Friday, September 09, 2005

Today in History - Sept. 9

Today in History - Sept. 9: "In 1943, Allied forces landed at Salerno and Taranto during World War II.

In 1948, the People's Democratic Republic of Korea (North Korea) was created.

In 1957, President Eisenhower signed into law the first civil rights bill to pass Congress since Reconstruction.

In 1971, prisoners seized control of the maximum-security Attica Correctional Facility near Buffalo, N.Y., beginning a siege that ended up claiming 43 lives.

In 1976, Communist Chinese leader Mao Tse-tung died in Beijing at age 82.

In 1993, PLO leaders and Israel agreed to recognize each other, clearing the way for a peace accord.

In 1997, Sinn Fein, the IRA's political ally, formally renounced violence as it took its place in talks on Northern Ireland's future.

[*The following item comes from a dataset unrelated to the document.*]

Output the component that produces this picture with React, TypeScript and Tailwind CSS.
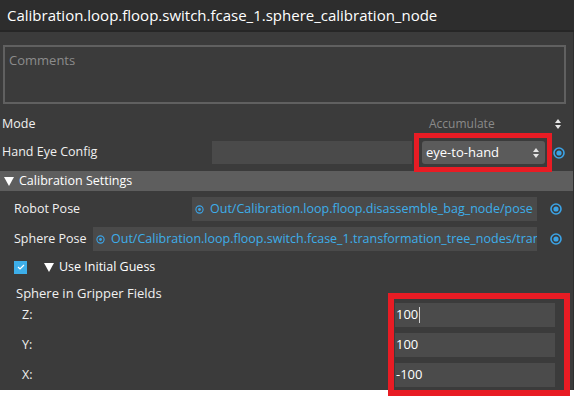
import React from 'react'

const font = { fontFamily: '"Open Sans", "Noto Sans", sans-serif' }

function Spinner({ color = '#e6e6e6' }: { color?: string }) {
  return (
    <svg width="6" height="10" viewBox="0 0 6 10" className="shrink-0">
      <path d="M3 0 L6 4 L0 4 Z" fill={color} />
      <path d="M3 10 L6 6 L0 6 Z" fill={color} />
    </svg>
  )
}

function RadioIcon() {
  return (
    <svg width="12" height="12" viewBox="0 0 12 12" className="shrink-0">
      <circle cx="6" cy="6" r="5" fill="none" stroke="#3ba3e6" strokeWidth="1.6" />
      <circle cx="6" cy="6" r="2.6" fill="#3ba3e6" />
    </svg>
  )
}

function TargetIcon() {
  return (
    <svg width="9" height="9" viewBox="0 0 9 9" className="shrink-0">
      <circle cx="4.5" cy="4.5" r="3.6" fill="none" stroke="#3ba3e6" strokeWidth="1.1" />
      <circle cx="4.5" cy="4.5" r="1.4" fill="#3ba3e6" />
    </svg>
  )
}

function Caret() {
  return (
    <svg width="10" height="9" viewBox="0 0 10 9" className="shrink-0">
      <path d="M0 0 L10 0 L5 9 Z" fill="#ffffff" />
    </svg>
  )
}

function PoseRow({ label, left, path }: { label: string; left: number; path: string }) {
  return (
    <div className="flex h-[24px] items-center">
      <div className="pl-[14px] text-[12.5px] text-[#f0f0f0]" style={{ width: left }}>{label}</div>
      <div className="flex h-[24px] min-w-0 flex-1 items-center gap-[6px] overflow-hidden bg-[#4a4a4a] pl-[3px]">
        <TargetIcon />
        <span className="whitespace-nowrap text-[12.5px] text-[#3daee9]">{path}</span>
      </div>
      <div className="flex w-[36px] shrink-0 justify-center pl-[2px]">
        <RadioIcon />
      </div>
    </div>
  )
}

function FieldRow({ label, value, caret }: { label: string; value: string; caret?: boolean }) {
  return (
    <div className="flex h-[24px] items-center">
      <div className="w-[395px] pl-[22px] text-[12.5px] text-[#f0f0f0]">{label}</div>
      <div className="flex h-[24px] w-[160px] items-center bg-[#4b4b4b] pl-[1px] text-[13px] text-white">
        {value}
        {caret && <span className="ml-[1px] inline-block h-[16px] w-[1px] bg-[#d0d0d0]" />}
      </div>
    </div>
  )
}

export default function App() {
  return (
    <div className="relative h-[397px] w-[574px] overflow-hidden bg-white" style={font}>
      <div className="flex h-[390px] flex-col bg-[#3c3c3c]">
        <div className="flex h-[30px] items-center bg-[#2d2d2d] px-[7px] text-[15px] text-white">
          Calibration.loop.floop.switch.fcase_1.sphere_calibration_node
        </div>
        <div className="h-[2px] bg-[#262626]" />

        <div className="flex flex-1 flex-col border-r border-[#2e2e2e] bg-[#3b3b3b]">
          <div className="ml-[3px] mt-[13px] h-[59px] w-[563px] border-2 border-[#606060] px-[4px] pt-[4px] text-[13px] text-[#8c8c8c]">
            Comments
          </div>

          <div className="mt-[10px] flex h-[20px] items-center">
            <div className="w-[429px] pl-[2px] text-[12.5px] text-[#f0f0f0]">Mode</div>
            <div className="w-[126px] text-[12px] text-[#8a8a8a]">Accumulate</div>
            <Spinner />
          </div>

          <div className="mt-[7px] flex h-[23px] items-center">
            <div className="w-[212px] pl-[2px] text-[12.5px] text-[#f0f0f0]">Hand Eye Config</div>
            <div className="h-[23px] w-[200px] bg-[#4a4a4a]" />
            <div className="ml-[10px] flex h-[23px] w-[123px] items-center justify-between rounded-[3px] bg-[#5b5b5b] pl-[4px] pr-[6px] text-[13px] text-white">
              eye-to-hand
              <Spinner />
            </div>
            <div className="ml-[8px]">
              <RadioIcon />
            </div>
          </div>

          <div className="mt-[7px] flex h-[20px] items-center gap-[5px] bg-[#5e5e5e] pl-[4px] text-[12.5px] text-white">
            <Caret />
            Calibration Settings
          </div>

          <div className="mt-[6px] flex flex-col gap-[6px]">
            <PoseRow label="Robot Pose" left={192} path="Out/Calibration.loop.floop.disassemble_bag_node/pose" />
            <PoseRow label="Sphere Pose" left={93} path="Out/Calibration.loop.floop.switch.fcase_1.transformation_tree_nodes/transform" />
          </div>

          <div className="mt-[9px] flex h-[14px] items-center">
            <div className="ml-[14px] flex h-[13px] w-[13px] items-center justify-center bg-[#3daee9]">
              <svg width="8" height="6" viewBox="0 0 8 6">
                <path d="M1 3 L3 5 L7 1" fill="none" stroke="#ffffff" strokeWidth="1.2" />
              </svg>
            </div>
            <div className="ml-[17px] flex items-center gap-[5px] text-[12.5px] text-white">
              <Caret />
              Use Initial Guess
            </div>
          </div>

          <div className="mt-[10px] pl-[16px] text-[13px] leading-[18px] text-[#f0f0f0]">Sphere in Gripper Fields</div>

          <div className="mt-[1px] flex flex-col gap-[6px]">
            <FieldRow label="Z:" value="100" caret />
            <FieldRow label="Y:" value="100" />
            <FieldRow label="X:" value="-100" />
          </div>
        </div>
      </div>

      {/* annotation boxes */}
      <div className="absolute left-[414px] top-[133px] h-[39px] w-[138px] border-[5px] border-[#e81c24]" />
      <div className="absolute left-[388px] top-[293px] h-[103px] w-[182px] border-[6px] border-[#e81c24]" />
    </div>
  )
}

Ten years ago: Bosnian Serbs blamed U.N. forces for a shell that killed 10 people at a Bosnian Serb hospital the day before. Amtrak's Broadway Limited service between New York and Chicago made its final run.

Five years ago: President Clinton proposed spending about $1.6 billion to help communities recover from recent Western wildfires. Venus Williams beat Lindsay Davenport 6-4, 7-5 for the U.S. Open women's singles championship, her first Grand Slam title.

One year ago: Secretary of State Colin Powell told the Senate Foreign Relations Committee that abuses by government-supported Arab militias in Sudan qualified as genocide against the black African population in the Darfur region. A powerful car bomb exploded outside the Australian Embassy in Jakarta, Indonesia, killing 10 people."